There was a 177 percent increase in the number of Syrian refugees and a 136 percent rise in those seeking asylum from Eritrea, compared to the same period last year said UDI. Meanwhile, applicants from Somalia and Afghanistan had dropped away. Overall, there was a seven percent rise in the total number of asylum seekers, reported Norwegian Broadcasting (NRK). “Norway is likely to receive far more asylum seekers than the 11,000 that we estimated would come this year,” said UDI director Frode Forfang.
UDI was struggling to process the unexpected influx. Forfang said every applicant was currently from Syria, and applications reached record levels in May and June while the Syrian civil war dragged on. He said those were traditionally quieter times but UDI was now completely inundated, dragging out the process for applicants. “We’re struggling with the case handling capacity,” said Forfang. “Last year we had a peak in August, and we don’t know if the growth we saw in May and June will continue.”
“No Syrians will be sent back from Norway now,” Forfang said. “We expect that the percentage who get granted permits this year will increase from the current 64 percent, especially considering the Syrian situation.”

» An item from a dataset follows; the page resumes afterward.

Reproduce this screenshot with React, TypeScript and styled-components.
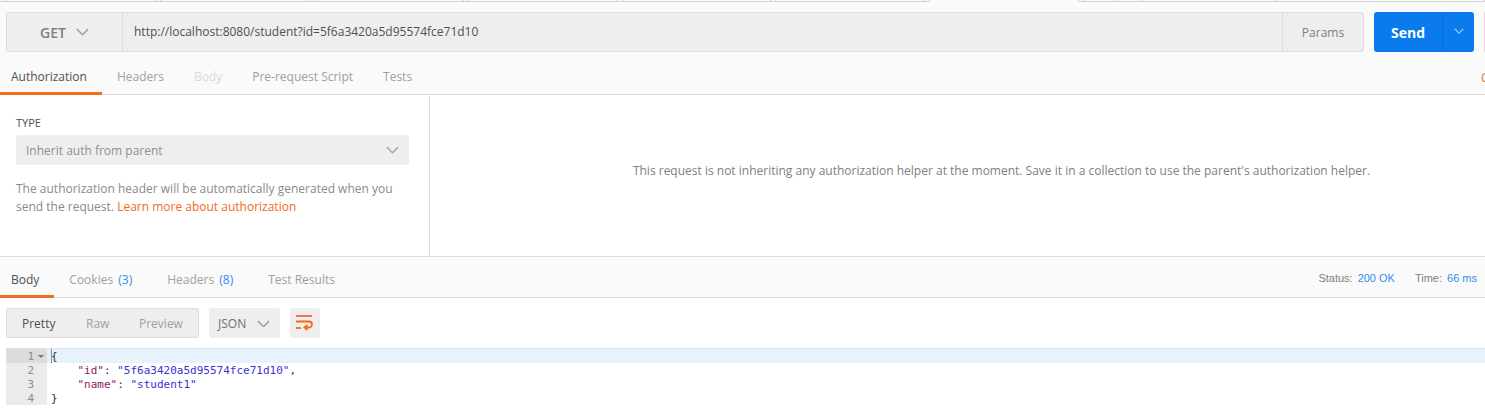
import React from "react";
import styled, { createGlobalStyle } from "styled-components";

const Global = createGlobalStyle`
  html, body { margin: 0; padding: 0; background: #fafafa; }
  * { box-sizing: border-box; }
`;

const Page = styled.div`
  width: 1485px;
  height: 410px;
  overflow: hidden;
  background: #fafafa;
  font-family: "Open Sans", sans-serif;
  font-size: 12px;
  color: #808080;
  display: flex;
  flex-direction: column;
`;

const TabStrip = styled.div`
  display: flex;
  height: 2px;
  flex: none;
`;

const StripTab = styled.div<{ $w: number; $active?: boolean }>`
  flex: ${(p) => (p.$w ? `0 0 ${p.$w}px` : "1")};
  border-bottom: ${(p) => (p.$active ? "none" : "1px solid #d4d4d4")};
  border-right: 1px solid #d4d4d4;
`;

const RequestRow = styled.div`
  display: flex;
  height: 40px;
  margin: 10px 0 0 6px;
  flex: none;
`;

const UrlGroup = styled.div`
  flex: 0 0 1358px;
  display: flex;
  background: #eeeeee;
  border: 1px solid #dcdcdc;
  border-radius: 3px;
`;

const MethodBox = styled.div`
  width: 116px;
  flex: none;
  display: flex;
  align-items: center;
  justify-content: center;
  gap: 10px;
  border-right: 1px solid #dcdcdc;
  font-size: 14px;
  font-weight: 600;
  color: #808080;
`;

const UrlText = styled.div`
  flex: 1;
  padding-left: 11px;
  display: flex;
  align-items: center;
  color: #505050;
  font-size: 12px;
  padding-bottom: 2px;
`;

const ParamsBox = styled.div`
  width: 81px;
  flex: none;
  border-left: 1px solid #dcdcdc;
  display: flex;
  align-items: center;
  justify-content: center;
  color: #808080;
`;

const SendButton = styled.div`
  margin-left: 10px;
  flex: 0 0 100px;
  display: flex;
  background: #097bed;
  border-radius: 3px;
  color: #fff;
`;

const SendLabel = styled.div`
  width: 69px;
  display: flex;
  align-items: center;
  justify-content: center;
  font-size: 14px;
  font-weight: 700;
  border-right: 1px solid #0a6fd4;
`;

const SendCaret = styled.div`
  flex: 1;
  display: flex;
  align-items: center;
  justify-content: center;
  padding-bottom: 3px;
`;

const NextButton = styled.div`
  margin-left: 10px;
  flex: 0 0 1px;
  background: #eeeeee;
  border-left: 1px solid #dcdcdc;
`;

const Tabs = styled.div<{ $h: number }>`
  display: flex;
  height: ${(p) => p.$h}px;
  flex: none;
  border-bottom: 1px solid #dcdcdc;
  position: relative;
`;

const Tab = styled.div<{ $active?: boolean; $faded?: boolean; $first?: boolean; $top: number }>`
  flex: none;
  padding: ${(p) => p.$top}px 15px 0 ${(p) => (p.$first ? 11 : 15)}px;
  line-height: 17px;
  margin-bottom: -1px;
  border-bottom: 3px solid ${(p) => (p.$active ? "#f26b21" : "transparent")};
  color: ${(p) => (p.$active ? "#505050" : p.$faded ? "#d9d9d9" : "#a0a0a0")};
`;

const Count = styled.span`
  color: #2f8fef;
  margin: 0 5px 0 2px;
`;

const CutOffLink = styled.div`
  position: absolute;
  left: 1481px;
  top: 17px;
  line-height: 17px;
  color: #f26b21;
`;

const AuthPanel = styled.div`
  display: flex;
  height: 162px;
  flex: none;
  background: #ffffff;
  border-bottom: 1px solid #dcdcdc;
`;

const AuthLeft = styled.div`
  width: 430px;
  flex: none;
  padding: 20px 20px 0 16px;
  border-right: 1px solid #dcdcdc;
`;

const FieldLabel = styled.div`
  font-size: 11px;
  line-height: 15px;
  color: #505050;
`;

const TypeSelect = styled.div`
  margin-top: 5px;
  height: 30px;
  background: #eeeeee;
  border-radius: 3px;
  display: flex;
  align-items: center;
  justify-content: space-between;
  padding: 0 10px;
  color: #909090;
`;

const HelpText = styled.p`
  margin: 15px 0 0;
  line-height: 18px;
  color: #8a8a8a;
  width: 385px;
`;

const OrangeLink = styled.span`
  color: #f26b21;
`;

const AuthRight = styled.div`
  flex: 1;
  display: flex;
  align-items: center;
  justify-content: center;
  padding: 0 0 10px 88px;
  color: #808080;
`;

const Stats = styled.div`
  position: absolute;
  right: 8px;
  top: 14px;
  display: flex;
  gap: 20px;
  font-family: "Liberation Sans", Arial, sans-serif;
  font-size: 11px;
  line-height: 14px;
`;

const Stat = styled.div`
  color: #808080;
  display: flex;
  gap: 5px;
`;

const StatValue = styled.span`
  color: #2f8fef;
`;

const ResponseBody = styled.div`
  flex: 1;
  background: #ffffff;
  display: flex;
  flex-direction: column;
  padding-left: 6px;
`;

const Toolbar = styled.div`
  display: flex;
  gap: 10px;
  padding-top: 10px;
  height: 50px;
  flex: none;
`;

const ViewGroup = styled.div`
  width: 193px;
  height: 30px;
  display: flex;
  align-items: center;
  padding: 1px 0 0 15px;
  background: #eeeeee;
  border: 1px solid #dcdcdc;
  border-radius: 3px;
`;

const ViewItem = styled.span<{ $active?: boolean; $w: number }>`
  flex: 0 0 ${(p) => p.$w}px;
  color: ${(p) => (p.$active ? "#505050" : "#a0a0a0")};
`;

const LangSelect = styled.div`
  width: 71px;
  height: 30px;
  background: #eeeeee;
  border-radius: 3px;
  display: flex;
  align-items: center;
  gap: 11px;
  padding: 1px 0 0 9px;
  color: #707070;
`;

const WrapButton = styled.div`
  width: 30px;
  height: 30px;
  background: #eeeeee;
  border-radius: 3px;
  display: flex;
  align-items: center;
  justify-content: center;
`;

const Editor = styled.div`
  font-family: "DejaVu Sans Mono", monospace;
  font-size: 11px;
  line-height: 16px;
  border-top: 1px solid #dfe3e8;
  color: #303030;
`;

const CodeLine = styled.div<{ $active?: boolean }>`
  display: flex;
  height: 14px;
  background: ${(p) => (p.$active ? "#e8f2fc" : "transparent")};
`;

const Gutter = styled.div<{ $active?: boolean }>`
  flex: 0 0 41px;
  background: ${(p) => (p.$active ? "#dcdcdc" : "#ebebeb")};
  color: #8c8c8c;
  text-align: right;
  padding-right: 13px;
  margin-right: 4px;
  position: relative;
`;

const Fold = styled.span`
  position: absolute;
  right: 3px;
  top: 6px;
  border-left: 3px solid transparent;
  border-right: 3px solid transparent;
  border-top: 3px solid #777;
`;

const Code = styled.div<{ $cursor?: boolean }>`
  white-space: pre;
  box-shadow: ${(p) => (p.$cursor ? "inset 1px 0 0 #8a8a8a" : "none")};
`;

const Key = styled.span`
  color: #92185c;
`;

const Str = styled.span`
  color: #3a2fd6;
`;

const Chevron = ({ size, color }: { size: number; color: string }) => (
  <svg width={size} height={size * 0.6} viewBox="0 0 14 8" fill="none" stroke={color} strokeWidth="1.6">
    <path d="M1 1l6 6 6-6" />
  </svg>
);

const WrapIcon = () => (
  <svg width="18" height="16" viewBox="0 0 18 16" fill="none" stroke="#f26b21" strokeWidth="1.8">
    <path d="M0 1h16" />
    <path d="M0 6.5h13a3 3 0 0 1 0 6H9" />
    <path d="M11.5 10l-3 2.5 3 2.5" />
    <path d="M0 13h5" />
  </svg>
);

const stripWidths = [7, 149, 5, 149, 5, 149, 5, 148, 6, 148, 5, 149, 5, 149, 6, 30, 28, 133, 0];

export default function App() {
  return (
    <Page>
      <Global />
      <TabStrip>
        {stripWidths.map((w, i) => (
          <StripTab key={i} $w={w} $active={i === 13} />
        ))}
      </TabStrip>
      <RequestRow>
        <UrlGroup>
          <MethodBox>
            GET <Chevron size={13} color="#a0a0a0" />
          </MethodBox>
          <UrlText>http://localhost:8080/student?id=5f6a3420a5d95574fce71d10</UrlText>
          <ParamsBox>Params</ParamsBox>
        </UrlGroup>
        <SendButton>
          <SendLabel>Send</SendLabel>
          <SendCaret>
            <Chevron size={10} color="#a8cdf5" />
          </SendCaret>
        </SendButton>
        <NextButton />
      </RequestRow>
      <Tabs $h={43}>
        <Tab $top={16} $first $active>Authorization</Tab>
        <Tab $top={16}>Headers</Tab>
        <Tab $top={16} $faded>Body</Tab>
        <Tab $top={16}>Pre-request Script</Tab>
        <Tab $top={16}>Tests</Tab>
        <CutOffLink>Cookies</CutOffLink>
      </Tabs>
      <AuthPanel>
        <AuthLeft>
          <FieldLabel>TYPE</FieldLabel>
          <TypeSelect>
            Inherit auth from parent
            <Chevron size={13} color="#a8a8a8" />
          </TypeSelect>
          <HelpText>
            The authorization header will be automatically generated when you send the request.{" "}
            <OrangeLink>Learn more about authorization</OrangeLink>
          </HelpText>
        </AuthLeft>
        <AuthRight>
          This request is not inheriting any authorization helper at the moment. Save it in a collection to use the parent's authorization helper.
        </AuthRight>
      </AuthPanel>
      <Tabs $h={41}>
        <Tab $top={14} $first $active>Body</Tab>
        <Tab $top={14}>Cookies <Count>(3)</Count></Tab>
        <Tab $top={14}>Headers <Count>(8)</Count></Tab>
        <Tab $top={14}>Test Results</Tab>
        <Stats>
          <Stat>Status: <StatValue>200 OK</StatValue></Stat>
          <Stat>Time: <StatValue>66 ms</StatValue></Stat>
        </Stats>
      </Tabs>
      <ResponseBody>
        <Toolbar>
          <ViewGroup>
            <ViewItem $w={64} $active>Pretty</ViewItem>
            <ViewItem $w={53}>Raw</ViewItem>
            <ViewItem $w={50}>Preview</ViewItem>
          </ViewGroup>
          <LangSelect>
            JSON <Chevron size={13} color="#a0a0a0" />
          </LangSelect>
          <WrapButton>
            <WrapIcon />
          </WrapButton>
        </Toolbar>
        <Editor>
          <CodeLine $active>
            <Gutter $active>1<Fold /></Gutter>
            <Code $cursor>{"{"}</Code>
          </CodeLine>
          <CodeLine>
            <Gutter>2</Gutter>
            <Code>{"    "}<Key>"id"</Key>: <Str>"5f6a3420a5d95574fce71d10"</Str>,</Code>
          </CodeLine>
          <CodeLine>
            <Gutter>3</Gutter>
            <Code>{"    "}<Key>"name"</Key>: <Str>"student1"</Str></Code>
          </CodeLine>
          <CodeLine>
            <Gutter>4</Gutter>
            <Code>{"}"}</Code>
          </CodeLine>
        </Editor>
      </ResponseBody>
    </Page>
  );
}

He said UDI tends to prioritize cases which can be quickly dismissed, including “manifestly unfounded” asylum applications, criminals, and those who should be processed in the country where they originally entered Europe. Unaccompanied minors were also a priority. Groups whose claims would probably be upheld must wait in asylum centers until the authorities could process their cases later in the year.
Norway’s numbers paled in comparison to the stream of refugees into other European countries. Germany gets the most, but there is also strong growth in Sweden, Italy and France. Sweden received more than six times as many asylum seekers as Norway already this year, and 17 times more Syrians.
Struggling with rejected applicants
UDI admitted it struggled to deport those who refused to voluntarily leave Norway after their asylum claims were rejected, reported newspaper Aftenposten. More than 5,000 people remained living in Norwegian asylum centers, despite having received their final rejections. In 2008, Statistics Norway (Statistisk Sentralbyrå, SSB) estimated there were around 18,000 foreigners living illegally in Norway, but said that figure had a margin of error between 10,000 to 32,000. Two thirds are thought to be rejected asylum seekers.
“There is every reason to believe that the number has grown since 2008,” said Forfang. “We know where some are, but far from all. Last year the Police Immigration Service (Politiets utlendingsenhet, PU) deported 5,934 people, which is a record high number, but very few of these – only 1,270 – were former asylum seekers who were sent back to their country of origin.”